Sulla base dei dati ufficiali rilevati da Ismea, Coldiretti ha calcolato la variabilità dei prezzi pagati ai produttori negli ultimi 12 mesi. Le clementine sono state vendute tra gli 82 e i 30 centesimi al chilo, le arance tra 53 e 32 centesimi. Decisamente più ampia la forbice nel caso dei broccoli: a qualcuno vengono remunerati 43 centesimi al chilo, ad altri 1,13 euro. Ma sono i finocchi a battere ogni record, si spazia dai 2,2 euro ai 28 centesimi: è chiaro che, nel secondo caso, la voglia di lasciarli in campo sale. «Troppo spesso il prezzo corrisposto agli imprenditori agricoli non remunera adeguatamente il lavoro e il rischio imprenditoriale, mettendo in dubbio la stessa sopravvivenza delle imprese agricole», sostiene Lorenzo Bazzana, responsabile dell’area economica della Coldiretti nazionale. A rischio non ci sono solo broccoli, finocchi e clementine: «Per i prezzi troppo bassi – prosegue – assistiamo anche al progressivo abbandono della coltivazione del frumento, duro e tenero. In un chilo di pane c’è dentro un chilo di frumento tenero, che però oggi all’agricoltore viene pagato solo 22 centesimi: possibile, visto il prezzo del pane, che non si riesca a pagare di più il grano?».
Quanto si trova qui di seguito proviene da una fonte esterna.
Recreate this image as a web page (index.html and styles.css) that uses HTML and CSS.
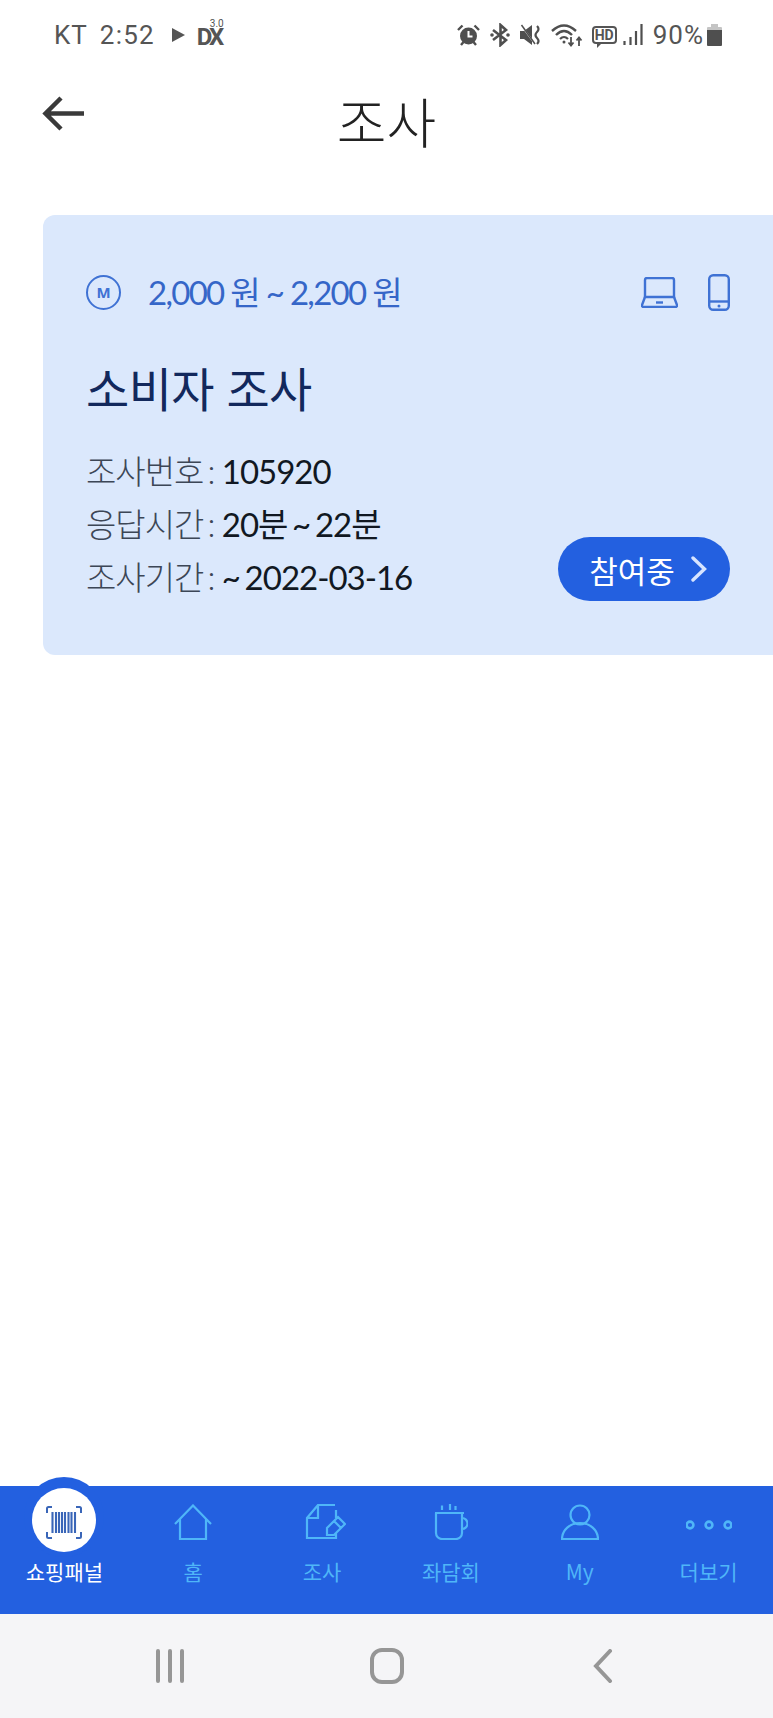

Spesso, tra il minimo e il massimo delle quotazioni la differenza la fanno pochi centesimi, «ma quei pochi, per un’azienda agricola, significano guadagno o perdita, vita o morte – spiega Bazzana -. E anche quando il prezzo è più elevato, questo è dovuto quasi sempre alla carenza di prodotto, a un calo del raccolto riconducibile a siccità, gelo, grandine o ad attacchi di parassiti. La conseguenza è comunque un reddito insufficiente per gli agricoltori».